30 Millionen fromme Menschen an ein und demselben Tag an ein und demselben Ort. Da wird ein Evangelischer Kirchentag zum bescheidenen Dorffest. Die Kumbh Mela der Hindus in Allahabad am Zusammenfluss von Ganges und Yamuna ist, wie wir kümmerlichen Europäer erfahren, das größte Pilgerfest der Welt. Selbst die Hadsch der Muslime zur Kaaba in Mekka kommt da nicht mit.
Während die Muslime in Weiß zu ihrem Heiligtum gehen, vom Milliardär bis zum Ziegenhirten, stürzen sich die Hindu-Männer, vom Minister bis zum Handwerker, nahezu nackt in die heiligen Gewässer, um der kostbarsten Verheißungen ihres Glaubens teilhaftig zu werden; ein Geschenk, dass sie nur alle zwölf Jahre ergreifen können.
Égalité, Gleichheit, war einer der Kampfrufe der religionsabweisenden Französischen Revolution. Über die Tagesschau präsentieren uns heute gleich zwei Weltreligionen eindrucksvolle, überaus körperliche Gesten für ihre Überzeugung von der Gleichrangigkeit aller ihrer Gläubigen. Wo in ihrer Lehre und Praxis die Widersprüche aufbrechen, mögen sie untereinander ausmachen. Leider kenne ich aber keine ähnlich alltägliche Geste, mit der wir Christenmenschen die Égalité der Töchter und Söhne Gottes zum Ausdruck brächten.
Aber lassen wir das. Bei der Berichterstattung über die Kumbh Mela ist mir neben den atemberaubenden Zahlen noch etwas anderes aufgefallen. Alle Redaktionen, ob Presse, Radio oder Fernsehkanäle, haben sich entschlossen, das Interesse ihrer Leser, Hörer und ZuschauerInnen wachzukitzeln durch reichliche Schilderung des heiligen Dreckwassers, das hierzulande augenblicklich von jedem Gesundheitsamt gesperrt würde. Was sollen die armen Medienleute auch machen? Sie haben ja so gut wie keine Chance, ihrer Kundschaft in 20 Sekunden oder auch in einer vollen Minute einen seriösen Crashkurs in hinduistischer Glaubenshoffnung und -Praxis zu verpassen. Diese fremde Lebenswelt bleibt unvermeidlich fremd. Eine Prise Skandal eignet sich da prima als Ersatz. Also ran ans heilige Beinahe-Abwasser!

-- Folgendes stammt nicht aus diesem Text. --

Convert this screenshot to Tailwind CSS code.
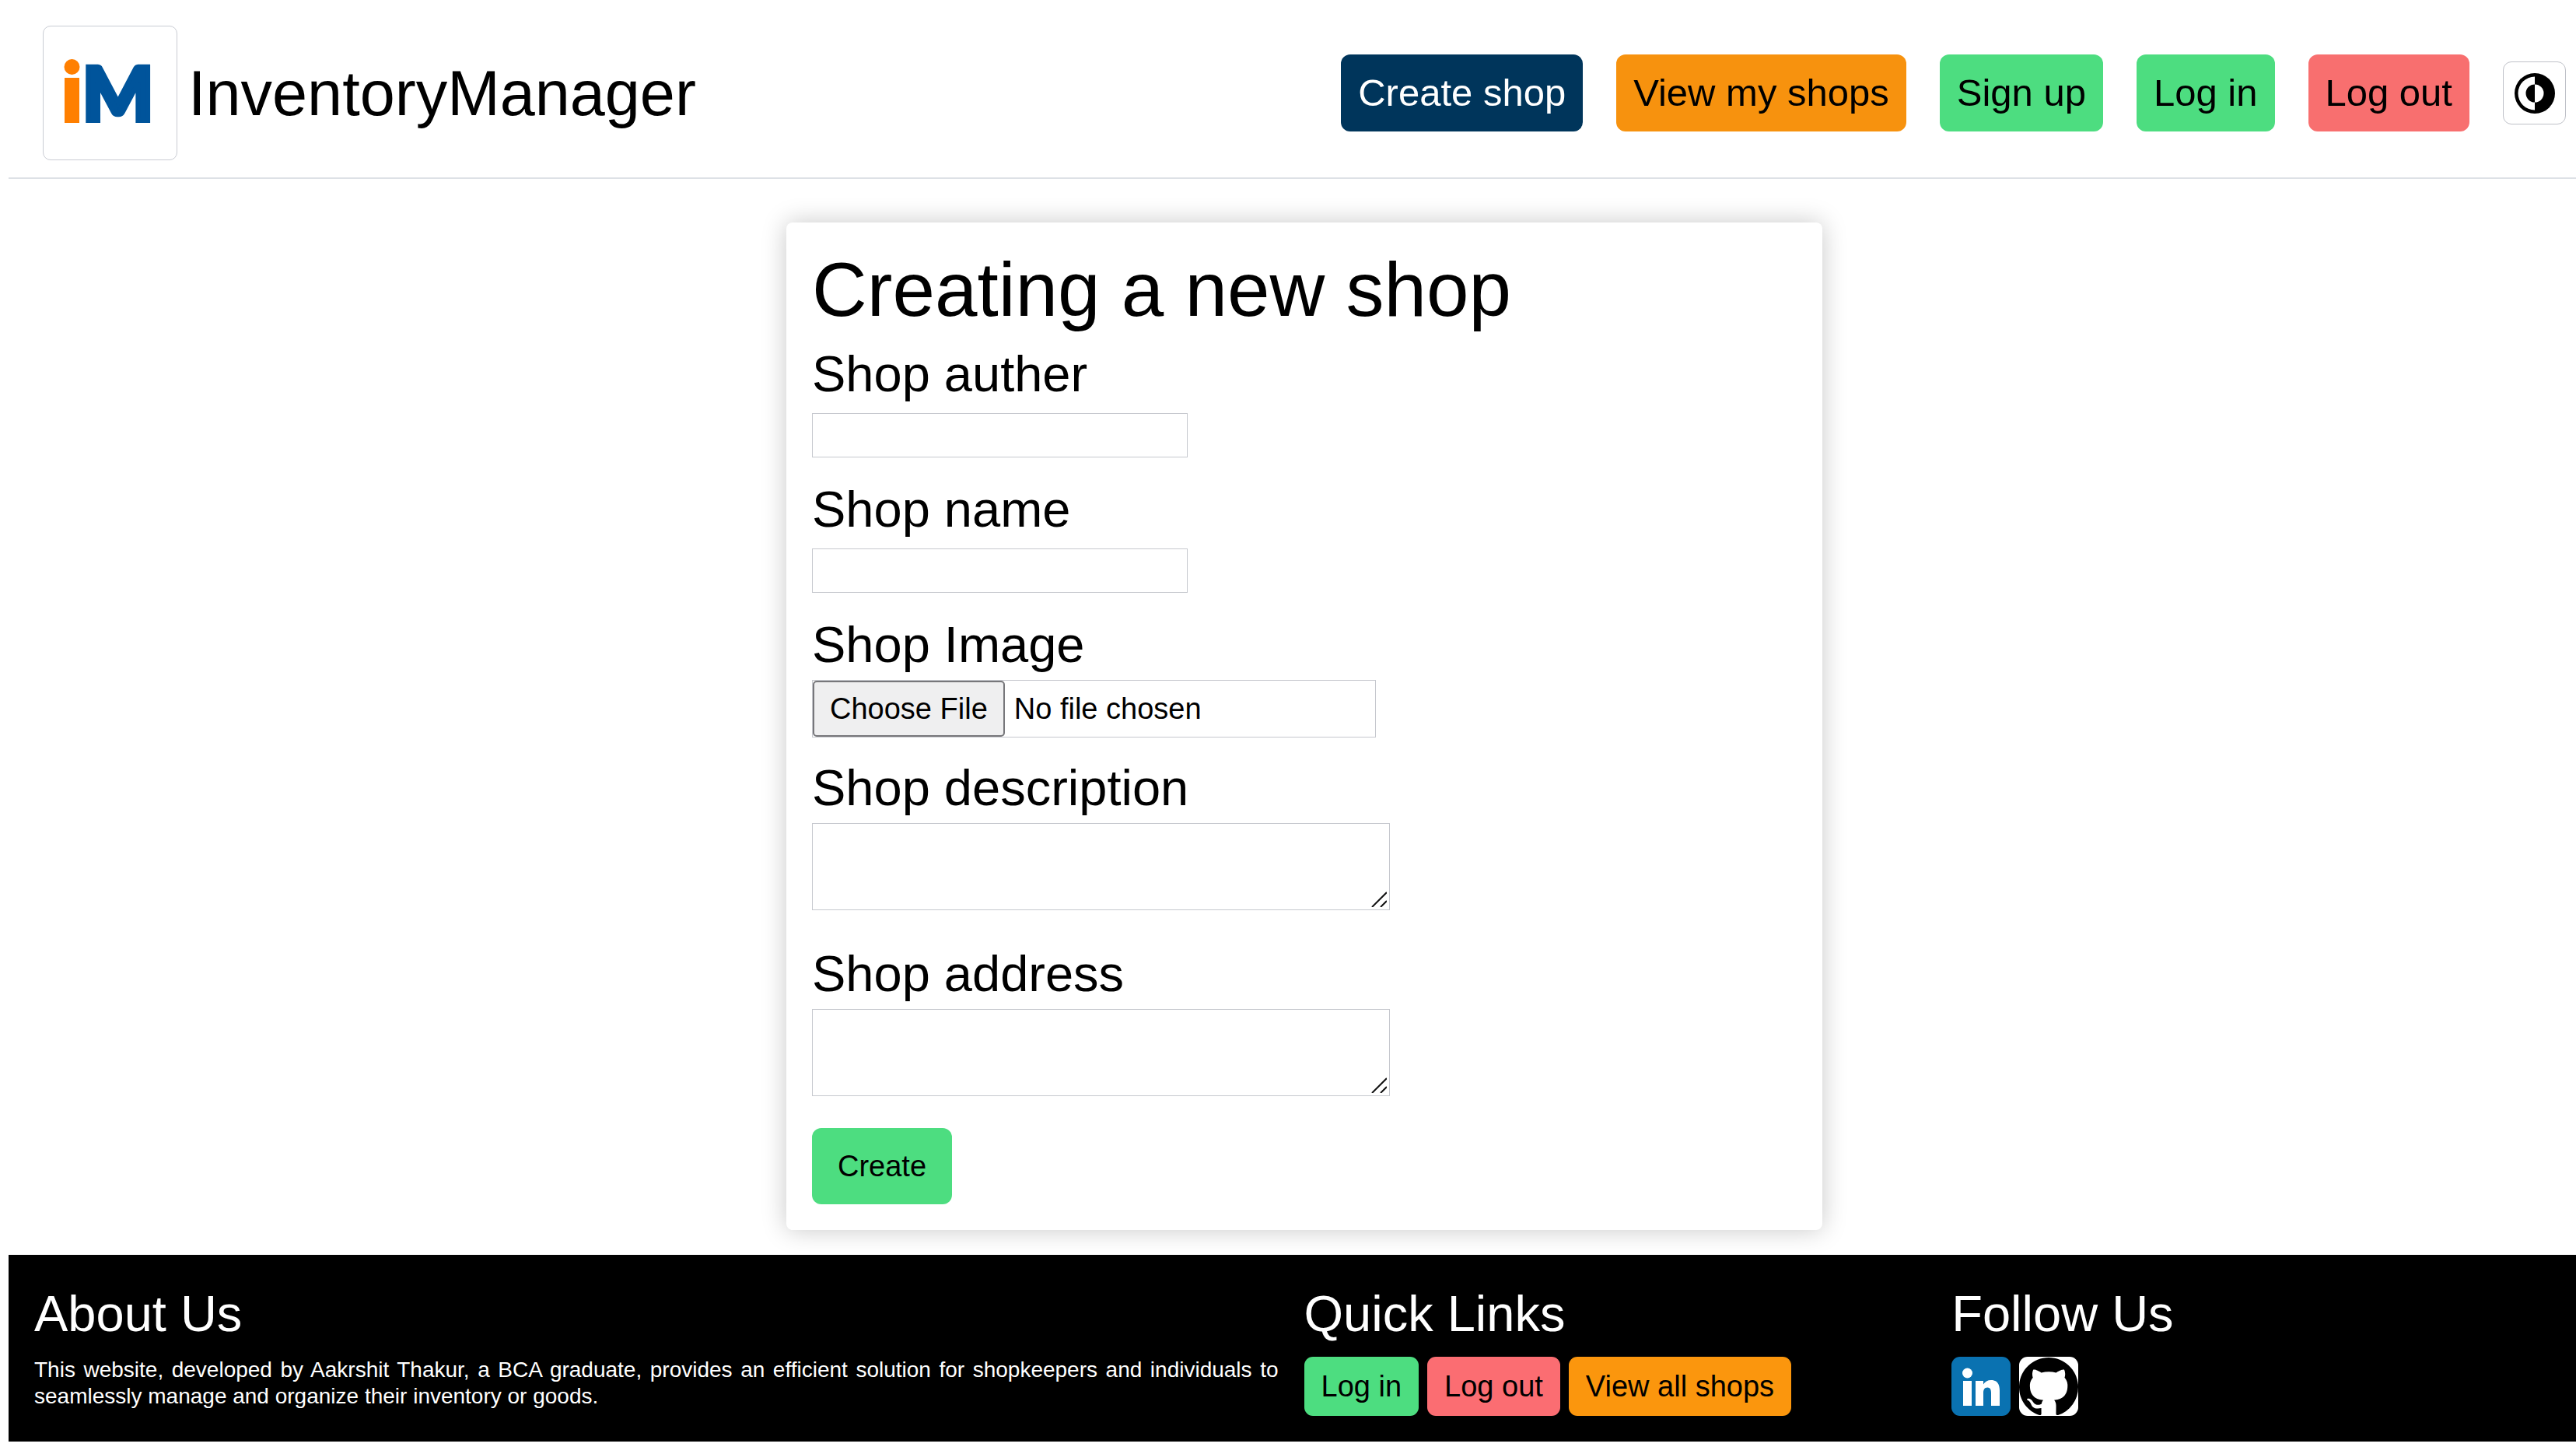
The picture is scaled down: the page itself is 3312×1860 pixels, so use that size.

Nicht, dass der Zustand der Badestellen nicht auch von indischen Behörden und Bürgerinitiativen als gewaltiges Problem beschrieben würde. Diese Leute klagen nicht nur, sie tun auch das Menschenmögliche. Aber der Hygienenotstand wird für Indiens Hindu-Volk nicht zum Aufmacher für die Kumbh Mela. Er bleibt eine komplizierte Begleiterscheinung.
Insbesondere bei meinen fernsehenden Landsleuten bin ich mir da nicht so sicher. Nicht wenige dürften in ihren Sesseln zurückgeblieben sein mit dem Gefühl „Igitt-igitt, diese Inder!“ Anscheinend doch Schmutzfinken, die man hier erst mal ins Badezimmer schicken müsste. Ein vorurteils-generiertes Gefühl: trotz vieler Berichte und Bilder vom Leben der Menschen einer künftigen Großmacht. Aber tu mal etwas gegen Vorurteile, wenn sie sich noch dazu mischen mit dem Dung von Abermillionen Heiliger Kühe!
Ja, für das Bad in der „Mutter Ganga“ brauchst du wohl ein gutes Immunsystem. Aber deshalb dem frommen Hindu die Schmuddelecke zuweisen? Mir kommen da ziemlich finstere Gedanken. Wir Christenmenschen baden in keinem verdreckten Fluss. Aber wir haben eine ziemlich verdreckte Kirchengeschichte: Völkermord, Raub, Folter, Heilige Kriege alias Kreuzzüge, Missachtung so gut wie jedes Menschenrechtes, Inquisition, Judenprogrome, furchtbare Irrtümer auch unserer Größten, z.B. Martin Luthers, eine entsetzliche Litanei, die zum Himmel stinkt.
Und trotzdem beten wir das Vaterunser und hoffen, dass seine Bitten sich erfüllen. Trotzdem lassen wir die unlösbar mit Jesus von Nazareth verbundenen Visionen von Gerechtigkeit, Frieden und Bewahrung der Schöpfung nicht fallen.
Wer findet sich da in einem schmutzigeren Umfeld wieder, wenn es gilt, unsere Glaubenshoffnung zu demonstrieren und mitunter sogar zu feiern? Die Hindus oder wir?